§ **Given exercise**
The lines to reproduce run from the first one through the line containing "import clsx from 'clsx';". Reproduce them exactly.
====
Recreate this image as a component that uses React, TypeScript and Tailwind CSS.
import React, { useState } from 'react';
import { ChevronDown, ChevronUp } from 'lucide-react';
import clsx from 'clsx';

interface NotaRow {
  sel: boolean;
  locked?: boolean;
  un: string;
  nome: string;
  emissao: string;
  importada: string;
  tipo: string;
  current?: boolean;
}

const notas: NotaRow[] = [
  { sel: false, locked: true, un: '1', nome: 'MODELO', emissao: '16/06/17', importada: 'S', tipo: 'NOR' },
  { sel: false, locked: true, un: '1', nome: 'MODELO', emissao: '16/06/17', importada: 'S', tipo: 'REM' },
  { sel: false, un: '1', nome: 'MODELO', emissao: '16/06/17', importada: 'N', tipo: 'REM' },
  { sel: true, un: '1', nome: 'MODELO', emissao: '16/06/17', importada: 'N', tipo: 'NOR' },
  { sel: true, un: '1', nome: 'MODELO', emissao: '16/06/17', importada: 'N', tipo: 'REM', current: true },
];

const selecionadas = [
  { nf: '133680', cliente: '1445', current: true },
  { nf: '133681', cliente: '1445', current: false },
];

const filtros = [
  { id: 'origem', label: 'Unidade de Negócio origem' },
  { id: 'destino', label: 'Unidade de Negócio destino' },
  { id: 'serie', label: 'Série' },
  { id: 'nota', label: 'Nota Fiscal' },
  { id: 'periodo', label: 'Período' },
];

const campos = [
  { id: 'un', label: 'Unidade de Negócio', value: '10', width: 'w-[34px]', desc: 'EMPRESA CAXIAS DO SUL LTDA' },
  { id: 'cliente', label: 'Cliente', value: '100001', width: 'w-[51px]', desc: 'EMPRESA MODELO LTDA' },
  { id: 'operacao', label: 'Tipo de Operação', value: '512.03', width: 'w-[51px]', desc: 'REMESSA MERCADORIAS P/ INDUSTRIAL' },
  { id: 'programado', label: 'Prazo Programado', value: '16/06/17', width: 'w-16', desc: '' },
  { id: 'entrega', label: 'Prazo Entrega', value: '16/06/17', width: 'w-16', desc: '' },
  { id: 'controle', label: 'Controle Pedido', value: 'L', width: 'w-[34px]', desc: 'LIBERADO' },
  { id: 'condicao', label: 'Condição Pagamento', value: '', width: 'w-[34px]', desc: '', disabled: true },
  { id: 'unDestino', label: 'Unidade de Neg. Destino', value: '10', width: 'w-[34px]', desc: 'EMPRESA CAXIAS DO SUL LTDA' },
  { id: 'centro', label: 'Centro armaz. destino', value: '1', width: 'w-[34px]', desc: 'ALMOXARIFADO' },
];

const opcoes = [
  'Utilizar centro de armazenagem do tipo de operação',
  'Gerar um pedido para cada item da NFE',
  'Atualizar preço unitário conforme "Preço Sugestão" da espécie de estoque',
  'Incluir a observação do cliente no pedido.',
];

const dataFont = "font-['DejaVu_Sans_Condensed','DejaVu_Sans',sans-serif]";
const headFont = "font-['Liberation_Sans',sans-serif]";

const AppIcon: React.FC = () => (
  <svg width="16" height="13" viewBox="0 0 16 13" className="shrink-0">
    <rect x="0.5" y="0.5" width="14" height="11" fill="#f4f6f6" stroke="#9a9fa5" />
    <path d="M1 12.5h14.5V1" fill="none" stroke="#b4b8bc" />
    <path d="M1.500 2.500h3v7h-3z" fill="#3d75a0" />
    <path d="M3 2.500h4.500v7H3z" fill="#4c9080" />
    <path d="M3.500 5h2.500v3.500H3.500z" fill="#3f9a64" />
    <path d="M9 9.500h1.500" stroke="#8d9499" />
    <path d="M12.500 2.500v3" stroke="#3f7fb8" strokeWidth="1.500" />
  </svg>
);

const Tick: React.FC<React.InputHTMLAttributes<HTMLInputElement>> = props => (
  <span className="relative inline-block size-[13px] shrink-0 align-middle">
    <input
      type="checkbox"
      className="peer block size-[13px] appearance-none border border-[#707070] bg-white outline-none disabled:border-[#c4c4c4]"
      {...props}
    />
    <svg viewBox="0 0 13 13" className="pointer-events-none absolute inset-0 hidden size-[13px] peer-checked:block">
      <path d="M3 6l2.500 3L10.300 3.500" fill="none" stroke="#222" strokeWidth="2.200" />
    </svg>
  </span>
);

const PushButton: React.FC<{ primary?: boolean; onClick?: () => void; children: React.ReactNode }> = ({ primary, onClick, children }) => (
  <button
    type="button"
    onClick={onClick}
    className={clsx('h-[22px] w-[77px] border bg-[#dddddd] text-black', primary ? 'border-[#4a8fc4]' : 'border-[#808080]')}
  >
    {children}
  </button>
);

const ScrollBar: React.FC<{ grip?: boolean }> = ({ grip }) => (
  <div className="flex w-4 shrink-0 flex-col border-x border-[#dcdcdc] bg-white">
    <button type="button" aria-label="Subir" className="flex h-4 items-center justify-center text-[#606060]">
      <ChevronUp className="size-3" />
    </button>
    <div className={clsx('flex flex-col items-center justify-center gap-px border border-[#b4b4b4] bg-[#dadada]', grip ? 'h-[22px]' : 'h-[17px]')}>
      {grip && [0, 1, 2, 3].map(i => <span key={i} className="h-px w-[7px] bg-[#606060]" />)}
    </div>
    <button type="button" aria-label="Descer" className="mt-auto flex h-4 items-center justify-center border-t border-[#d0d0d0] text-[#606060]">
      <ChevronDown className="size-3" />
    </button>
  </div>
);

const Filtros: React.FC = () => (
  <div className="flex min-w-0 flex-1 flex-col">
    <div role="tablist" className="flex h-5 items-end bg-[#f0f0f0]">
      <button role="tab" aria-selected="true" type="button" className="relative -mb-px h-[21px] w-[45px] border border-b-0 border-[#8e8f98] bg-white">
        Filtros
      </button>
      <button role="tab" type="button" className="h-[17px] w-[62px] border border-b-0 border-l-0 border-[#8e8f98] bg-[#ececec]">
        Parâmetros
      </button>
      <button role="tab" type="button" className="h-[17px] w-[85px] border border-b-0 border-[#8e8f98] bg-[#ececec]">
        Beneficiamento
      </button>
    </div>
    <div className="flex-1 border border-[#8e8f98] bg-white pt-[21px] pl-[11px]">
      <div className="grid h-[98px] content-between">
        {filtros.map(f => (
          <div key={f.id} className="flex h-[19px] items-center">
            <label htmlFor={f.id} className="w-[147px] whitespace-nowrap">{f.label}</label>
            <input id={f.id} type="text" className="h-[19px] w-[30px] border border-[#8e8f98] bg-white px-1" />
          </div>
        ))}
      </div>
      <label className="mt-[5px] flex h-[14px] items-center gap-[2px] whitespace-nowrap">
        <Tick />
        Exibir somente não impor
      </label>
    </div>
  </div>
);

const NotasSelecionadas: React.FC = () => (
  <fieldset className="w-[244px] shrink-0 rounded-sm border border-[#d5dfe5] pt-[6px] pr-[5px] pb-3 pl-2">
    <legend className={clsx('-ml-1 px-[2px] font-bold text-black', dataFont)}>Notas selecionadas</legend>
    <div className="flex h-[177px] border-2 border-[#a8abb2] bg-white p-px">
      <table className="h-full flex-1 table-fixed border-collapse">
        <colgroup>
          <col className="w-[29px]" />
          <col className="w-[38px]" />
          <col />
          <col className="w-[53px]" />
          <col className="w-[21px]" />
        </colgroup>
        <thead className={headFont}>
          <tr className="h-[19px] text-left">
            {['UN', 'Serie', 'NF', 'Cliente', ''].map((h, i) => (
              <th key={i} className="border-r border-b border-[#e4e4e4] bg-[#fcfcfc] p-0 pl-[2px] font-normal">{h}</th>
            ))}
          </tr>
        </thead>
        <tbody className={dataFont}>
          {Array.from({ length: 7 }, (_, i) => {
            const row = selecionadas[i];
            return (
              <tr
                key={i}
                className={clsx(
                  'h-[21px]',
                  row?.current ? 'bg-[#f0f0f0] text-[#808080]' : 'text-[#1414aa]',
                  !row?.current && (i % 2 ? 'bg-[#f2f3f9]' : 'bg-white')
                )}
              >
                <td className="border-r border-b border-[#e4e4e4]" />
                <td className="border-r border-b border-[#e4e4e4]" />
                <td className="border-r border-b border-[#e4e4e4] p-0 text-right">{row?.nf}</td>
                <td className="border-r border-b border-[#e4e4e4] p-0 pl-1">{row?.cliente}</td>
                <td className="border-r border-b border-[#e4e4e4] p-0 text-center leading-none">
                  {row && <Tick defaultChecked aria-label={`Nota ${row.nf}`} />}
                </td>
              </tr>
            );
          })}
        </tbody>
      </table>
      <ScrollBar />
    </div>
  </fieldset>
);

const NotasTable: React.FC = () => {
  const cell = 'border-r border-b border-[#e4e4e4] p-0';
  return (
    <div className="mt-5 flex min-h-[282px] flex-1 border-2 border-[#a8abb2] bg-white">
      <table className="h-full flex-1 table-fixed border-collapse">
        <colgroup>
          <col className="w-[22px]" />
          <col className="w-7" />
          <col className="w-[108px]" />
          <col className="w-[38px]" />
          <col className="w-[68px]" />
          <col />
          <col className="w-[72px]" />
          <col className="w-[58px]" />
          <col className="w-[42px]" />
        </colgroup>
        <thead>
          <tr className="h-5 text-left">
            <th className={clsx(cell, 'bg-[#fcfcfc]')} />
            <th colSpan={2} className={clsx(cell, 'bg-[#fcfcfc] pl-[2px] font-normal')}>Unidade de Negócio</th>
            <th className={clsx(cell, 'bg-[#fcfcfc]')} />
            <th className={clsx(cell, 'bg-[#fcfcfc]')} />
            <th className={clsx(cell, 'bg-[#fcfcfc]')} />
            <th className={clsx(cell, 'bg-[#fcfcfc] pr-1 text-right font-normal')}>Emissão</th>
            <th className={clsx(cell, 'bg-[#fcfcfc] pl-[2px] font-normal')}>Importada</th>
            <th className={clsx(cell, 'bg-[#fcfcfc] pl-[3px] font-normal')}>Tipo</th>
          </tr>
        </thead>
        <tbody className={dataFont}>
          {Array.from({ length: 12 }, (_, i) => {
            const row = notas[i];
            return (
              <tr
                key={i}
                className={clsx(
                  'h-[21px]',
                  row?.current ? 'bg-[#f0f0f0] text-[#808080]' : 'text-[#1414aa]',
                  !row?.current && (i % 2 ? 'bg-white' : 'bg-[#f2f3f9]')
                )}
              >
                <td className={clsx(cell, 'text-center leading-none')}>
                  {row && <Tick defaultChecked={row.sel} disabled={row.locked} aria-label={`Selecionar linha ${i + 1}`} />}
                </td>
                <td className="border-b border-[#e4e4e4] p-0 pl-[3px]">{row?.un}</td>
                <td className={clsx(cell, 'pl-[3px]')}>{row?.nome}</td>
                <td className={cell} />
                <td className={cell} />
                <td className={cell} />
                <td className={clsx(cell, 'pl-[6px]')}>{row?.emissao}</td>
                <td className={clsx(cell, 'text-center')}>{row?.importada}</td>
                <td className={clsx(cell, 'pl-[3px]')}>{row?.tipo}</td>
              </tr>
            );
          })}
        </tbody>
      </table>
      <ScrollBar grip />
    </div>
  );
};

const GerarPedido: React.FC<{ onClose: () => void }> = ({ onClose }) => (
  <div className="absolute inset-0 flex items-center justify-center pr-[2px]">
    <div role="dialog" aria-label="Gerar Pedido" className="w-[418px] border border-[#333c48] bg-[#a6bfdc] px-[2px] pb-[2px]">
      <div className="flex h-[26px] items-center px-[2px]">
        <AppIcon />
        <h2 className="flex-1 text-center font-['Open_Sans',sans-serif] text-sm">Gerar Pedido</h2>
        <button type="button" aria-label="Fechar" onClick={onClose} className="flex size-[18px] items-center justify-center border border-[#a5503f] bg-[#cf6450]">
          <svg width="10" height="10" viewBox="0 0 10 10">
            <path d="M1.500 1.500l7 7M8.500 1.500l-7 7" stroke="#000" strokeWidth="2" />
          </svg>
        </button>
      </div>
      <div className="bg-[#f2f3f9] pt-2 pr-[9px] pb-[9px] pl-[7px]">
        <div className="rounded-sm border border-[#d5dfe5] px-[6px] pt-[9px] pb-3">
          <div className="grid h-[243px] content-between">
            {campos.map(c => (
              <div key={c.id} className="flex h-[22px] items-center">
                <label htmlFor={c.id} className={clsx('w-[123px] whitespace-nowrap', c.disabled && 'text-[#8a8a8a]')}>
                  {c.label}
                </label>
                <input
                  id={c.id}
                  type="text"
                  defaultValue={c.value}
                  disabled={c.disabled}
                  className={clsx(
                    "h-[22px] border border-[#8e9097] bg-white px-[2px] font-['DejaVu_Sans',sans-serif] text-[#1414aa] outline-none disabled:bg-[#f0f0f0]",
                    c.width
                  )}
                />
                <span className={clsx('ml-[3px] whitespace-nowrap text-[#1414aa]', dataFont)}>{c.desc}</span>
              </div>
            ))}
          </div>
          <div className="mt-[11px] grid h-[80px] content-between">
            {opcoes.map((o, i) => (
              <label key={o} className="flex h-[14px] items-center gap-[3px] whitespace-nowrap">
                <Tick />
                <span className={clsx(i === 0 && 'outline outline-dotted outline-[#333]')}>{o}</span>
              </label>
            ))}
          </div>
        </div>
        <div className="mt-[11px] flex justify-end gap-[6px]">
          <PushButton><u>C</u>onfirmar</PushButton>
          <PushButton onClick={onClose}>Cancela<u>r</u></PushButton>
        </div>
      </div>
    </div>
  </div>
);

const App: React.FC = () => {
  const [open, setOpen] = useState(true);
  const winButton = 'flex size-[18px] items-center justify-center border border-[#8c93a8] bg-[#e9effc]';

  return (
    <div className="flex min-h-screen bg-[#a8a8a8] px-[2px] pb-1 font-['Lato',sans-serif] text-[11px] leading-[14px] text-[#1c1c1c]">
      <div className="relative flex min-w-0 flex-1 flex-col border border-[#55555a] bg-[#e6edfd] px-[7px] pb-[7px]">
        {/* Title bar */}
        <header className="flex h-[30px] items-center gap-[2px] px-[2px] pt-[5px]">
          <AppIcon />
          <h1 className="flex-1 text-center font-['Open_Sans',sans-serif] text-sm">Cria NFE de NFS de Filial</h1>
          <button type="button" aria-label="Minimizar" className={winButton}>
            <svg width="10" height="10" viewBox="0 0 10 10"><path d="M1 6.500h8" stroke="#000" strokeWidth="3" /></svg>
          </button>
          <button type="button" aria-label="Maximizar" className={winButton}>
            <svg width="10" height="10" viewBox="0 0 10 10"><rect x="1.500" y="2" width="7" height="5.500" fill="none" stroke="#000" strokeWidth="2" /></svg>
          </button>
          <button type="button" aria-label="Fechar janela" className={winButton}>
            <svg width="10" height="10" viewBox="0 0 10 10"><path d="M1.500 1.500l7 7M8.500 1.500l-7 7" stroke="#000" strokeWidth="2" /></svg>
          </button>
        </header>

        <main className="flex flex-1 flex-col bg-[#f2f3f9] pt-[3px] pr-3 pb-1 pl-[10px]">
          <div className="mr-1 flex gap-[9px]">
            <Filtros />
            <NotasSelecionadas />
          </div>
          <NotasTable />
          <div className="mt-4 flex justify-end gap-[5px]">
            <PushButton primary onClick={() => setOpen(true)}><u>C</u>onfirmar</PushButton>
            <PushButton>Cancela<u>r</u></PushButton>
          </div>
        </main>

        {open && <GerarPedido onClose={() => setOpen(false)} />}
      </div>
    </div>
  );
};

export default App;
====
§ **Complete answer**
Recreate this image as a component that uses React, TypeScript and Tailwind CSS.
import React, { useState } from 'react';
import { ChevronDown, ChevronUp } from 'lucide-react';
import clsx from 'clsx';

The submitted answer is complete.